Ceramics-Silikáty

The corrosion resistance of rice husk ash concrete and pre-treated rice husk ash concrete under salt environment erosion was examined in this experiment. The deterioration mechanism of concrete under the erosion of a composite salt solution was analysed through dry-wet-cycle tests, with ordinary concrete serving as a control. Durability indices, such as the concrete compressive strength, and microscopic methods, such as scanning electron microscopy, were also used to further the studies. The results indicate that the deterioration process of the three types of concrete is divided into two stages. During the first stage (0∼60d), the concrete′s mass, compressive strength, and relative dynamic elastic modulus increased while the water absorption rate decreased. In the second stage (60∼150d), the mass, compressive strength, and relative dynamic elastic modulus of the concrete experienced a decrease while the water absorption rate increased. The microstructure analysis indicates that the concrete was primarily eroded by gypsum and ettringite in the early stage, reducing the effective porosity and improving the compactness. Consequently, the concrete′s performance was enhanced. In the later stage, the ettringite decomposes with the decreased pH, primarily eroded by gypsum. Consequently, the concrete’s effective porosity, compactness, and internal structure were compromised, resulting in a reduced performance.
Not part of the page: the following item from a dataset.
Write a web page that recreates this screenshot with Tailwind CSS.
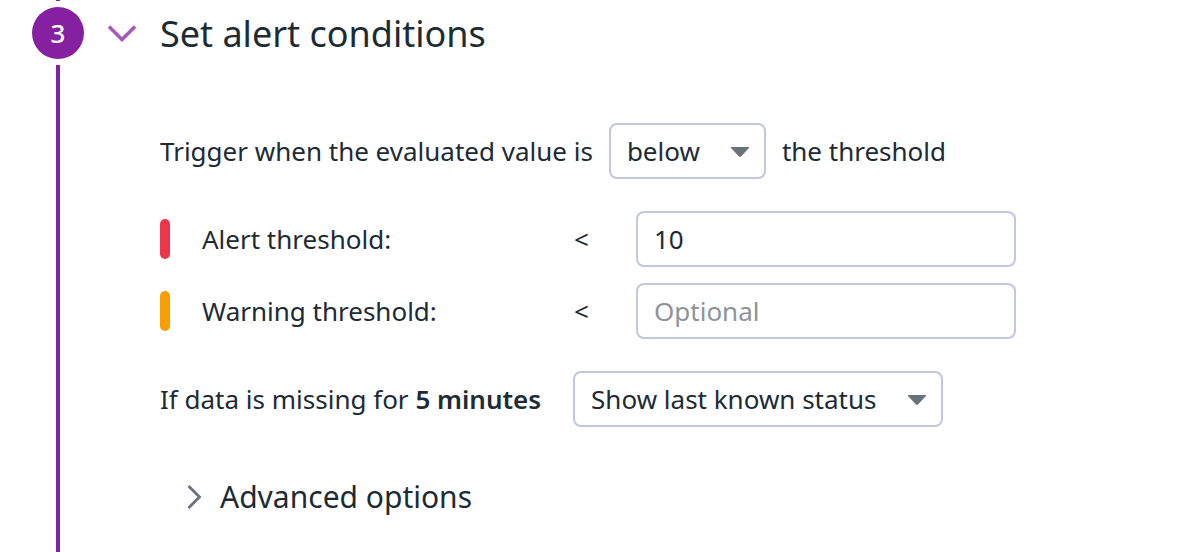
<!DOCTYPE html>
<html lang="en">
<head>
<meta charset="utf-8">
<meta name="viewport" content="width=device-width, initial-scale=1">
<title>Set alert conditions</title>
<script src="https://cdn.jsdelivr.net/npm/@tailwindcss/browser@4"></script>
</head>
<body class="bg-white font-['Noto_Sans',sans-serif] text-[26px] leading-9 text-[#1c2b34]">
<main class="flex min-h-screen pl-8">
  <div class="flex w-13 shrink-0 flex-col items-center">
    <span class="h-px w-1 bg-[#8520a1]"></span>
    <span class="my-1.5 flex size-13 shrink-0 items-center justify-center rounded-full bg-[#8520a1] font-medium text-white">3</span>
    <span class="w-1 grow bg-[#8520a1]"></span>
  </div>

  <section class="min-w-0 grow pl-6">
    <h2 class="flex h-17 items-center text-[36px]">
      <button type="button" class="flex items-center gap-6" aria-expanded="true">
        <svg class="h-5 w-7 shrink-0" viewBox="0 0 28 20" fill="none" stroke="#a756b9" stroke-width="3.4" aria-hidden="true"><path d="M1 2.500 14 15.500 27 2.500"/></svg>
        <span>Set alert conditions</span>
      </button>
    </h2>

    <form class="flex flex-col gap-8 pt-[55px] pl-13">
      <div class="flex items-center gap-4">
        <label for="comparison">Trigger when the evaluated value is</label>
        <div class="grid items-center">
          <select id="comparison" class="col-start-1 row-start-1 h-14 w-[157px] appearance-none rounded-lg border-2 border-[#c0c7e0] bg-white pr-10 pl-4">
            <option>below</option>
            <option>above</option>
          </select>
          <svg class="pointer-events-none col-start-1 row-start-1 mr-4 h-3 w-5 justify-self-end" viewBox="0 0 20 12" fill="#69737b" aria-hidden="true"><path d="M1 2h18v1l-8 8.500q-1 .8-2 0L1 3z"/></svg>
        </div>
        <span>the threshold</span>
      </div>

      <div class="flex flex-col gap-4">
        <div class="flex items-center">
          <span class="h-10 w-2.5 rounded-full bg-[#eb364b]"></span>
          <label for="alert" class="w-[404px] pl-8">Alert threshold:</label>
          <span class="w-[62px]">&lt;</span>
          <input id="alert" type="text" value="10" class="h-14 w-[380px] rounded-lg border-2 border-[#c0c7e0] bg-white px-4">
        </div>
        <div class="flex items-center">
          <span class="h-10 w-2.5 rounded-full bg-[#f99d02]"></span>
          <label for="warning" class="w-[404px] pl-8">Warning threshold:</label>
          <span class="w-[62px]">&lt;</span>
          <input id="warning" type="text" placeholder="Optional" class="h-14 w-[380px] rounded-lg border-2 border-[#c0c7e0] bg-white px-4 placeholder:text-[#8d9499]">
        </div>
      </div>

      <div class="flex items-center gap-8">
        <label for="missing">If data is missing for <strong class="font-semibold">5 minutes</strong></label>
        <div class="grid items-center">
          <select id="missing" class="col-start-1 row-start-1 h-14 w-[370px] appearance-none rounded-lg border-2 border-[#c0c7e0] bg-white pr-10 pl-4">
            <option>Show last known status</option>
          </select>
          <svg class="pointer-events-none col-start-1 row-start-1 mr-4 h-3 w-5 justify-self-end" viewBox="0 0 20 12" fill="#69737b" aria-hidden="true"><path d="M1 2h18v1l-8 8.500q-1 .8-2 0L1 3z"/></svg>
        </div>
      </div>

      <button type="button" class="mt-4 flex items-center gap-4 self-start pl-6 text-[30px] leading-11" aria-expanded="false">
        <svg class="h-6 w-5 shrink-0" viewBox="0 0 20 24" fill="none" stroke="#69737b" stroke-width="2.8" aria-hidden="true"><path d="M4.500 1 15.500 12 4.500 23"/></svg>
        <span>Advanced options</span>
      </button>
    </form>
  </section>
</main>
</body>
</html>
RHA and P-RHA have the potential to enhance the compactness of concrete and slow down the deterioration process by promoting the generation of C-S-H gels. The performance of P-RHA is superior to that of RHA. The analysis of the concrete degradation depth indicates that the ordinary concrete reaches the destructive limit before the RHA and P-RHA concrete. At the same time, there is minimal difference between the two.